Records from a data collection:
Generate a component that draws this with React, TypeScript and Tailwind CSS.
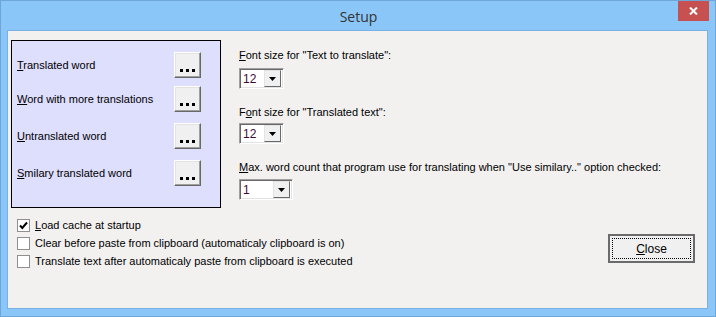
import React from "react";

const COLOURS = [
  { key: "T", rest: "ranslated word", top: 11 },
  { key: "W", rest: "ord with more translations", top: 8 },
  { key: "U", rest: "ntranslated word", top: 11 },
  { key: "S", rest: "milary translated word", top: 11 },
];

const DotsButton = () => (
  <div className="w-[27px] h-[26px] bg-[#f0f0f0] border border-t-white border-l-white border-r-[#696969] border-b-[#696969] shadow-[inset_-1px_-1px_0_#a0a0a0,inset_1px_1px_0_#e3e3e3] flex items-end justify-center pb-[5px]">
    <div className="flex gap-[3px]">
      <span className="w-[3px] h-[3px] bg-black" />
      <span className="w-[3px] h-[3px] bg-black" />
      <span className="w-[3px] h-[3px] bg-black" />
    </div>
  </div>
);

const Combo = ({ value, width }: { value: string; width: string }) => (
  <div className={`${width} h-[21px] bg-white border border-t-[#a0a0a0] border-l-[#a0a0a0] border-r-white border-b-white shadow-[inset_1px_1px_0_#696969,inset_-1px_-1px_0_#e3e3e3] flex items-center pl-[3px] pr-[2px]`}>
    <span className="flex-1 text-[12px] text-[#3c0a3c]">{value}</span>
    <div className="w-[17px] h-[17px] bg-[#f0f0f0] border border-t-[#e3e3e3] border-l-[#e3e3e3] border-r-[#696969] border-b-[#696969] flex items-center justify-center">
      <svg width="7" height="4" viewBox="0 0 7 4">
        <path d="M0 0h7L3.5 4z" fill="#000" />
      </svg>
    </div>
  </div>
);

const CheckBox = ({ checked }: { checked?: boolean }) => (
  <div className="w-[13px] h-[13px] bg-white border border-[#8f8f8f] flex items-center justify-center shrink-0">
    {checked && (
      <svg width="9" height="9" viewBox="0 0 9 9">
        <path d="M1 4.5l2.3 2.5L8 1.5" stroke="#000" strokeWidth="2" fill="none" />
      </svg>
    )}
  </div>
);

export default function App() {
  return (
    <div className="w-[716px] h-[317px] bg-[#8bc6f8] border border-[#6fa6da] flex flex-col font-['Liberation_Sans',Arial,sans-serif] text-[11px] text-black overflow-hidden">
      {/* title bar */}
      <div className="h-[29px] shrink-0 flex items-start">
        <div className="flex-1 pt-[5px] text-center text-[14px] text-[#333] font-['Open_Sans',sans-serif] pl-[38px]">Setup</div>
        <div className="w-[31px] h-[20px] bg-[#c75050] mr-[6px] flex items-center justify-center">
          <svg width="9" height="8" viewBox="0 0 9 8">
            <path d="M1 0.5l7 7M8 0.5l-7 7" stroke="#fff" strokeWidth="2" />
          </svg>
        </div>
      </div>

      {/* client area */}
      <div className="ml-[6px] mr-[7px] mb-[7px] flex-1 bg-[#f2f1f0] border border-[#79b0e6] flex flex-col">
        <div className="flex pt-[9px] pl-[3px]">
          <div className="w-[210px] h-[168px] bg-[#dedefd] border border-black flex flex-col pl-[5px] pr-[19px]">
            {COLOURS.map((c) => (
              <div key={c.key} className="flex items-center justify-between" style={{ marginTop: c.top }}>
                <span>
                  <span className="underline">{c.key}</span>
                  {c.rest}
                </span>
                <DotsButton />
              </div>
            ))}
          </div>

          <div className="ml-[18px] flex flex-col">
            <div className="mt-[9px] leading-[13px]">
              <span className="underline">F</span>ont size for "Text to translate":
            </div>
            <div className="mt-[6px]">
              <Combo value="12" width="w-[45px]" />
            </div>
            <div className="mt-[17px] leading-[13px]">
              F<span className="underline">o</span>nt size for "Translated text":
            </div>
            <div className="mt-[4px]">
              <Combo value="12" width="w-[45px]" />
            </div>
            <div className="mt-[17px] leading-[13px]">
              <span className="underline">M</span>ax. word count that program use for translating when "Use similary.." option checked:
            </div>
            <div className="mt-[5px]">
              <Combo value="1" width="w-[54px]" />
            </div>
          </div>
        </div>

        <div className="flex mt-[11px] pl-[9px]">
          <div className="flex flex-col gap-[5px]">
            <label className="flex items-center gap-[5px] h-[13px]">
              <CheckBox checked />
              <span>
                <span className="underline">L</span>oad cache at startup
              </span>
            </label>
            <label className="flex items-center gap-[5px] h-[13px]">
              <CheckBox />
              <span>Clear before paste from clipboard (automaticaly clipboard is on)</span>
            </label>
            <label className="flex items-center gap-[5px] h-[13px]">
              <CheckBox />
              <span>Translate text after automaticaly paste from clipboard is executed</span>
            </label>
          </div>

          <div className="ml-auto mr-[12px] mt-[15px] w-[87px] h-[29px] border-2 border-[#6b6b6b] bg-[#f0f0f0] p-[2px]">
            <div className="w-full h-full border border-dotted border-black flex items-center justify-center text-[12px]">
              <span>
                <span className="underline">C</span>lose
              </span>
            </div>
          </div>
        </div>
      </div>
    </div>
  );
}
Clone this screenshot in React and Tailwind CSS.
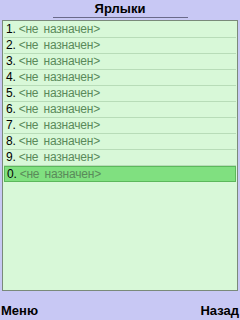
import React from 'react';

const items = ['1', '2', '3', '4', '5', '6', '7', '8', '9', '0'];

const App = () => {
    return (
        <div className="w-[240px] h-[320px] bg-[#c8c8f4] flex flex-col overflow-hidden" style={{ fontFamily: '"Liberation Sans", Arial, sans-serif' }}>
            {/* title */}
            <div className="h-[20px] flex flex-col items-center pt-[1px]">
                <div className="text-[13px] leading-[15px] font-bold text-black">Ярлыки</div>
                <div className="w-[135px] h-[1px] bg-[#6a6a8a] mt-[1px]"></div>
            </div>

            {/* list */}
            <div className="mx-[2px] h-[274px] bg-[#d8f8d8] border border-[#7a8a7a] p-[1px]">
                {items.map((n, i) => {
                    const selected = i === items.length - 1;
                    return (
                        <div
                            key={n}
                            className={`h-[16px] flex items-center pl-[2px] text-[12px] leading-[14px] tracking-[-0.2px] ${selected
                                ? 'bg-[#80e080] border border-[#5cb85c]'
                                : 'border-b border-[#b8dcb8]'
                                }`}
                        >
                            <span className="text-black">{n}.</span>
                            <span className="text-[#5a8a5a] ml-[3px]">&lt;не <span className="ml-[2px]">назначен&gt;</span></span>
                        </div>
                    );
                })}
            </div>

            {/* softkeys */}
            <div className="flex-1 flex items-center justify-between px-[1px] pt-[10px]">
                <span className="text-[13px] font-bold text-black">Меню</span>
                <span className="text-[13px] font-bold text-black">Назад</span>
            </div>
        </div>
    );
};

export default App;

◆ **GOAL OF THE EXERCISE**
Search the data for the string "Tailwind". List each line that has it.

◆ **ANSWER IN FULL**
Generate a component that draws this with React, TypeScript and Tailwind CSS.
Clone this screenshot in React and Tailwind CSS.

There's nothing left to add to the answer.